I was curious to know what the probability of getting 21 is if using a standard, well shuffled 52 card deck, cards are dealt (without replacement for each hand) for a 1 player game but assuming the first card dealt is always a 10 valued card (such as 10, J, Q, or K). Note that 21 can be had with as little as 1 additional card (an A) or as many as 7 additional cards (2,A,A,A,A,2,3 in any order except A first). At the end of each hand (21 or bust), the cards are then returned to the deck and reshuffled well and the next hand is played.
I am curious to know if by always getting an initial "10 card", if that makes the probability of getting 21 higher than if some random card is the first card (such as a 7).
I scanned other posts for blackjack but none of them seemed to talk about an initial 10 valued card as a precondition.
I plan on running a computer simulation for this eventually but am interested in the math approach too.
Probably not worth trying to calculate this without computer help.

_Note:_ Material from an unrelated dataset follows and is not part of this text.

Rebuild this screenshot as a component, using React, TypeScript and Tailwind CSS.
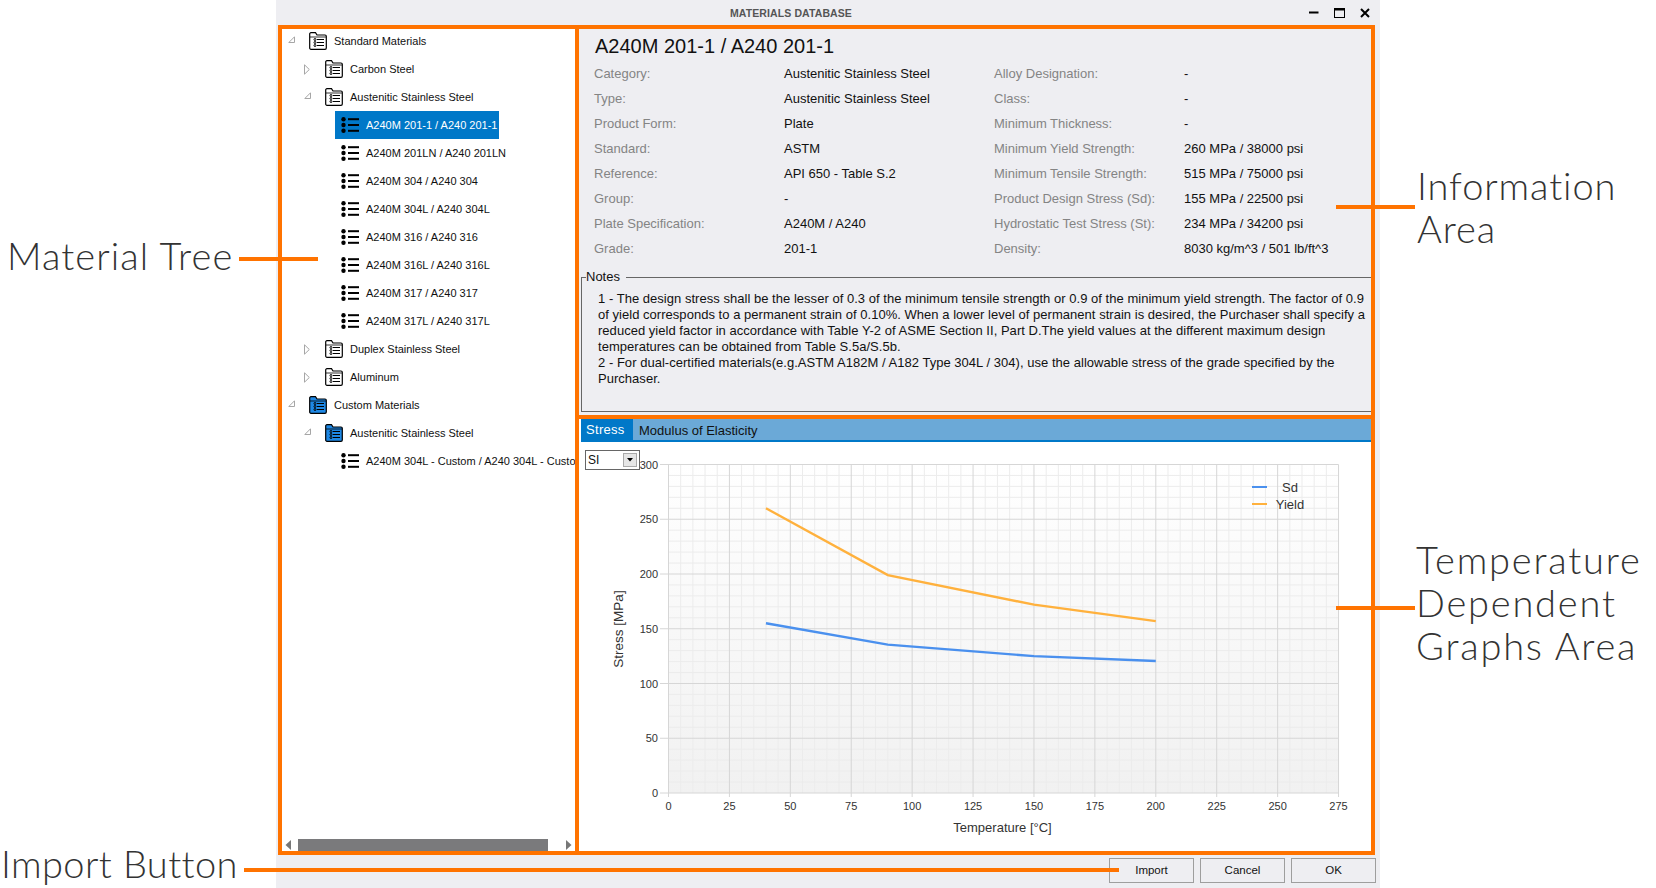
import React from "react";

const leftRows = [
  ["Category:", "Austenitic Stainless Steel", "Alloy Designation:", "-"],
  ["Type:", "Austenitic Stainless Steel", "Class:", "-"],
  ["Product Form:", "Plate", "Minimum Thickness:", "-"],
  ["Standard:", "ASTM", "Minimum Yield Strength:", "260 MPa / 38000 psi"],
  ["Reference:", "API 650 - Table S.2", "Minimum Tensile Strength:", "515 MPa / 75000 psi"],
  ["Group:", "-", "Product Design Stress (Sd):", "155 MPa / 22500 psi"],
  ["Plate Specification:", "A240M / A240", "Hydrostatic Test Stress (St):", "234 MPa / 34200 psi"],
  ["Grade:", "201-1", "Density:", "8030 kg/m^3 / 501 lb/ft^3"],
];

const notes = [
  "1 - The design stress shall be the lesser of 0.3 of the minimum tensile strength or 0.9 of the minimum yield strength. The factor of 0.9",
  "of yield corresponds to a permanent strain of 0.10%. When a lower level of permanent strain is desired, the Purchaser shall specify a",
  "reduced yield factor in accordance with Table Y-2 of ASME Section II, Part D.The yield values at the different maximum design",
  "temperatures can be obtained from Table S.5a/S.5b.",
  "2 - For dual-certified materials(e.g.ASTM A182M / A182 Type 304L / 304), use the allowable stress of the grade specified by the",
  "Purchaser.",
];

type TreeItem = {
  label: string;
  depth: 0 | 1 | 2;
  arrow?: "open" | "closed";
  blue?: boolean;
  selected?: boolean;
};

const tree: TreeItem[] = [
  { label: "Standard Materials", depth: 0, arrow: "open" },
  { label: "Carbon Steel", depth: 1, arrow: "closed" },
  { label: "Austenitic Stainless Steel", depth: 1, arrow: "open" },
  { label: "A240M 201-1 / A240 201-1", depth: 2, selected: true },
  { label: "A240M 201LN / A240 201LN", depth: 2 },
  { label: "A240M 304 / A240 304", depth: 2 },
  { label: "A240M 304L / A240 304L", depth: 2 },
  { label: "A240M 316 / A240 316", depth: 2 },
  { label: "A240M 316L / A240 316L", depth: 2 },
  { label: "A240M 317 / A240 317", depth: 2 },
  { label: "A240M 317L / A240 317L", depth: 2 },
  { label: "Duplex Stainless Steel", depth: 1, arrow: "closed" },
  { label: "Aluminum", depth: 1, arrow: "closed" },
  { label: "Custom Materials", depth: 0, arrow: "open", blue: true },
  { label: "Austenitic Stainless Steel", depth: 1, arrow: "open", blue: true },
  { label: "A240M 304L - Custom / A240 304L - Custom", depth: 2 },
];

const FolderIcon = ({ blue }: { blue?: boolean }) => (
  <svg width="18" height="18" viewBox="0 0 18 18" className="block">
    <path
      d="M0.7 16V2C0.7 1.2 1.2 0.7 2 0.7H6.5L8 3H16C16.8 3 17.3 3.5 17.3 4.3V16C17.3 16.8 16.8 17.3 16 17.3H2C1.2 17.3 0.7 16.8 0.7 16Z"
      fill={blue ? "#1e88e5" : "#fff"}
      stroke="#000"
      strokeWidth="1.2"
    />
    <path d="M1 5H17" stroke="#000" strokeWidth="0.8" />
    <g fill="none" stroke="#000" strokeWidth="1">
      <circle cx="6" cy="7.5" r="1" />
      <circle cx="6" cy="10.5" r="1" />
      <circle cx="6" cy="13.5" r="1" />
      <path d="M8 7.5H15M8 10.5H15M8 13.5H15" strokeWidth="1.2" />
    </g>
  </svg>
);

const ListIcon = () => (
  <svg width="18" height="16" viewBox="0 0 18 16" className="block">
    <g fill="#000">
      <circle cx="2.5" cy="2.3" r="2.2" />
      <circle cx="2.5" cy="8" r="2.2" />
      <circle cx="2.5" cy="13.7" r="2.2" />
      <rect x="7" y="1.2" width="11" height="2" />
      <rect x="7" y="7" width="11" height="2" />
      <rect x="7" y="12.8" width="11" height="2" />
    </g>
  </svg>
);

const Arrow = ({ kind }: { kind: "open" | "closed" }) =>
  kind === "open" ? (
    <svg width="7" height="7" viewBox="0 0 7 7" className="block -mt-[4px]">
      <path d="M6.5 0.8V6.5H0.8Z" fill="#fff" stroke="#a6a6a6" />
    </svg>
  ) : (
    <svg width="6" height="11" viewBox="0 0 6 11" className="block">
      <path d="M0.5 0.8L5.3 5.5L0.5 10.2Z" fill="#fff" stroke="#a6a6a6" />
    </svg>
  );

const TreeRow = ({ item }: { item: TreeItem }) => {
  if (item.depth === 2) {
    return (
      <div className="flex h-7 pl-[55px] items-center whitespace-nowrap">
        <div
          className={
            item.selected
              ? "flex h-7 items-center pl-[6px] pr-[2px] bg-[#0078c8] text-white"
              : "flex h-7 items-center pl-[6px] pr-[2px] text-[#111]"
          }
        >
          <span className="w-[25px] shrink-0">
            <ListIcon />
          </span>
          <span className="pt-px">{item.label}</span>
        </div>
      </div>
    );
  }
  return (
    <div
      className={
        item.depth === 0
          ? "flex h-7 pl-[8px] items-center whitespace-nowrap text-[#111]"
          : "flex h-7 pl-[24px] items-center whitespace-nowrap text-[#111]"
      }
    >
      <span className="w-[21px] shrink-0">{item.arrow && <Arrow kind={item.arrow} />}</span>
      <span className="w-[25px] shrink-0">
        <FolderIcon blue={item.blue} />
      </span>
      <span className="pt-px">{item.label}</span>
    </div>
  );
};

const px = (t: number) => 668.5 + t * 2.4365;
const py = (v: number) => 793 - v * 1.095;

const yieldLine = [[40, 260], [90, 199], [150, 172], [200, 157]];
const sdLine = [[40, 155], [90, 135.5], [150, 125], [200, 120.5]];
const toPoints = (d: number[][]) => d.map(([t, v]) => `${px(t)},${py(v)}`).join(" ");

const StressChart = () => {
  const xMajors = [0, 25, 50, 75, 100, 125, 150, 175, 200, 225, 250, 275];
  const yMajors = [0, 50, 100, 150, 200, 250, 300];
  const xMinors = Array.from({ length: 55 }, (_, i) => i * 5).filter((t) => t % 25 !== 0);
  const yMinors = Array.from({ length: 30 }, (_, i) => i * 10).filter((v) => v % 50 !== 0);
  return (
    <svg viewBox="577 442 796 413" width="796" height="413" className="block">
      <defs>
        <linearGradient id="plotBg" x1="0" y1="0" x2="0" y2="1">
          <stop offset="0" stopColor="#ffffff" />
          <stop offset="1" stopColor="#f1f1f1" />
        </linearGradient>
      </defs>
      <rect x={px(0)} y={py(300)} width={px(275) - px(0)} height={py(0) - py(300)} fill="url(#plotBg)" />
      {xMinors.map((t) => (
        <line key={t} x1={px(t)} x2={px(t)} y1={py(300)} y2={py(0)} stroke="#ececec" />
      ))}
      {yMinors.map((v) => (
        <line key={v} x1={px(0)} x2={px(275)} y1={py(v)} y2={py(v)} stroke="#ececec" />
      ))}
      {xMajors.map((t) => (
        <g key={t}>
          <line x1={px(t)} x2={px(t)} y1={py(300)} y2={797} stroke="#d6d6d6" />
          <text x={px(t)} y={810} textAnchor="middle" fontSize="11" fill="#333">
            {t}
          </text>
        </g>
      ))}
      {yMajors.map((v) => (
        <g key={v}>
          <line x1={660} x2={px(275)} y1={py(v)} y2={py(v)} stroke="#d6d6d6" />
          <text x={658} y={py(v) + 4} textAnchor="end" fontSize="11" fill="#333">
            {v}
          </text>
        </g>
      ))}
      <polyline points={toPoints(yieldLine)} fill="none" stroke="#ffb13d" strokeWidth="2.4" />
      <polyline points={toPoints(sdLine)} fill="none" stroke="#4a90ee" strokeWidth="2.4" />
      <line x1={1252} x2={1267} y1={487} y2={487} stroke="#4a90ee" strokeWidth="2" />
      <line x1={1252} x2={1267} y1={504} y2={504} stroke="#ffb13d" strokeWidth="2" />
      <text x={1290} y={492} textAnchor="middle" fontSize="13" fill="#333">
        Sd
      </text>
      <text x={1290} y={509} textAnchor="middle" fontSize="13" fill="#333">
        Yield
      </text>
      <text x={1002.5} y={832} textAnchor="middle" fontSize="13" fill="#333">
        Temperature [°C]
      </text>
      <text transform="translate(623 629) rotate(-90)" textAnchor="middle" fontSize="13.5" fill="#333">
        Stress [MPa]
      </text>
    </svg>
  );
};

const Callout = ({ className, lines }: { className: string; lines: string[] }) => (
  <div className={"absolute text-[38px] text-[#333] font-['Lato',sans-serif] font-light " + className}>
    {lines.map((l) => (
      <div key={l} className="h-[43px] leading-[43px] whitespace-nowrap">
        {l}
      </div>
    ))}
  </div>
);

const FooterButton = ({ label }: { label: string }) => (
  <button className="w-[85px] h-[25px] border border-[#9e9e9e] bg-[#eeeef2] text-[11.5px] text-[#111]">{label}</button>
);

export default function App() {
  return (
    <div className="relative w-[1656px] h-[888px] overflow-hidden bg-white font-['Liberation_Sans',Arial,sans-serif]">
      {/* dialog */}
      <div className="ml-[276px] w-[1104px] h-[888px] flex flex-col bg-[#eeeef2]">
        <div className="relative h-[27px] flex items-center shrink-0">
          <div className="pl-[454px] text-[10.5px] font-bold text-[#555] tracking-[0.1px]">MATERIALS DATABASE</div>
          <div className="ml-auto -mt-[1px] flex items-center gap-[15px] pr-[10px]">
            <svg width="10" height="10" viewBox="0 0 10 10" className="block">
              <rect x="0" y="3.5" width="9.5" height="2" fill="#000" />
            </svg>
            <svg width="11" height="10" viewBox="0 0 11 10" className="block">
              <rect x="0.5" y="0.5" width="10" height="9" fill="none" stroke="#000" />
              <rect x="0.5" y="0.5" width="10" height="2" fill="#000" />
            </svg>
            <svg width="10" height="10" viewBox="0 0 10 10" className="block">
              <path d="M1 1L9 9M9 1L1 9" stroke="#000" strokeWidth="2" />
            </svg>
          </div>
        </div>

        <div className="flex h-[828px] pl-[4px] shrink-0">
          {/* material tree */}
          <div className="w-[297px] flex flex-col bg-white text-[11px] overflow-hidden">
            <div className="flex-1 overflow-hidden">
              {tree.map((item, i) => (
                <TreeRow key={i} item={item} />
              ))}
            </div>
            <div className="h-3 mb-1 flex items-center pl-[5px]">
              <svg width="7" height="10" viewBox="0 0 7 10" className="block">
                <path d="M6 0V10L0.5 5Z" fill="#777" />
              </svg>
              <div className="ml-[6px] w-[250px] h-3 bg-[#7a7a7c]" />
              <svg width="7" height="10" viewBox="0 0 7 10" className="block ml-[17px]">
                <path d="M1 0V10L6.5 5Z" fill="#777" />
              </svg>
            </div>
          </div>

          <div className="w-[796px] flex flex-col">
            {/* information area */}
            <div className="h-[392px] shrink-0">
              <div className="h-[34px] pl-[18px] pt-[6px] text-[20px] leading-[26px] text-[#111]">
                A240M 201-1 / A240 201-1
              </div>
              <div className="pl-[17px]">
                {leftRows.map((r) => (
                  <div key={r[0]} className="grid grid-cols-[190px_210px_190px_1fr] h-[25px] items-center text-[13px] whitespace-nowrap">
                    <span className="text-[#848484]">{r[0]}</span>
                    <span className="text-[#111]">{r[1]}</span>
                    <span className="text-[#848484]">{r[2]}</span>
                    <span className="text-[#111]">{r[3]}</span>
                  </div>
                ))}
              </div>
              <fieldset className="ml-[4px] mt-[8px] h-[143px] border border-[#666] text-[#111]">
                <legend className="ml-[4px] pr-[6px] text-[13px] leading-[16px]">Notes</legend>
                <div className="pl-[16px] pt-[6px] text-[13px] leading-[16px] tracking-[0.03px] whitespace-nowrap">
                  {notes.map((n) => (
                    <div key={n}>{n}</div>
                  ))}
                </div>
              </fieldset>
            </div>

            {/* temperature dependent graphs area */}
            <div className="relative flex-1 bg-white overflow-hidden">
              <div className="ml-[4px] flex h-[23px] bg-[#6ba9d7] border-b-2 border-[#0078c8] text-[13px]">
                <div className="w-[52px] pl-[5px] bg-[#0078c8] text-white leading-[22px] tracking-[0.3px]">Stress</div>
                <div className="pl-[6px] text-[#111] leading-[23px]">Modulus of Elasticity</div>
              </div>
              <StressChart />
              <div className="absolute left-[8px] top-[31px] w-[55px] h-[20px] border border-[#666] bg-white flex items-center pl-[2px] text-[12px] text-[#111]">
                SI
                <div className="ml-auto mr-[2px] w-[14px] h-[14px] bg-[#e6e6e6] border border-[#aaa] flex items-center justify-center">
                  <svg width="6" height="4" viewBox="0 0 6 4" className="block">
                    <path d="M0 0H6L3 3.5Z" fill="#000" />
                  </svg>
                </div>
              </div>
            </div>
          </div>
        </div>

        <div className="flex-1 flex justify-end gap-[6px] pt-[3px] pr-[4px]">
          <FooterButton label="Import" />
          <FooterButton label="Cancel" />
          <FooterButton label="OK" />
        </div>
      </div>

      {/* orange annotations over the dialog */}
      <div className="absolute left-[278px] top-[25px] w-[1097px] h-[830px] border-4 border-[#ff7300]" />
      <div className="absolute left-[575px] top-[25px] w-1 h-[830px] bg-[#ff7300]" />
      <div className="absolute left-[575px] top-[415px] w-[800px] h-1 bg-[#ff7300]" />
      <div className="absolute left-[239px] top-[257px] w-[79px] h-1 bg-[#ff7300]" />
      <div className="absolute left-[1336px] top-[205px] w-[79px] h-1 bg-[#ff7300]" />
      <div className="absolute left-[1336px] top-[606px] w-[79px] h-1 bg-[#ff7300]" />
      <div className="absolute left-[244px] top-[868px] w-[875px] h-1 bg-[#ff7300]" />

      <Callout className="left-[7px] top-[234px] tracking-[1.1px]" lines={["Material Tree"]} />
      <Callout className="left-[1417px] top-[164px] tracking-[0.9px]" lines={["Information", "Area"]} />
      <Callout className="left-[1416px] top-[538px] tracking-[1.8px]" lines={["Temperature", "Dependent", "Graphs Area"]} />
      <Callout className="left-[1px] top-[842px] tracking-[0.4px]" lines={["Import Button"]} />
    </div>
  );
}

If you denote by $X_n$ the sum at time $n$ and you just add one card at a time then you have a probability transition matrix given by:
$P(X_{n+1}=X_n +k|X_n) = 1/13$ for $k=1,...,9$, $P(X_{n+1}=X_n+10|X_n)=4/13$ and the rest zero (here we do not take into account that probabilities changes in time, which makes the problem quite a lot harder).
Let $Q_{ij}= P(X_{n+1}=j|X_n=i)$ denote the matrix obtained for $0\leq i,j\leq 20$ and add to that matrix $Q_{21,21}=1$ which corresponds to stopping if you reach 21. Q is not really a probability matrix since all probabilities above 21 are simply lost.
Let $S$ be the event that we end up with 21. Starting out with the vector $E_0=(1,0,0,...,0)\in {\Bbb R}^{21}$ we get: $$P(S|X_0=E_0)=\lim_{n\rightarrow \infty} E Q^n = (0,...,0,0,0.1398)$$ implying that there is probability 0.1398 to end up with 21 starting from nothing. More generally, starting out with the vector $E_{j}=(0,...,1,...,0)$ (a 1 in the j'th column) we get (I don't guarantee that my matrix is error-free though):
$$\begin{array} {ccccccccccc} 0 & 1 & 2 & 3 & 4 & 5 & 6 & 7 & 8 & 9 & 10 \\ 0.1398 & 0.2129 & 0.1559 & 0.1519 & 0.1476 & 0.1432 & 0.1386 & 0.1340 & 0.1293 & 0.1247 & 0.1200 \end{array} $$ Note that starting with an ace increase the probability quite a lot (reasonable as after that getting two 10's is fairly likely). Starting with 10 is, however, less favorable than starting from scratch.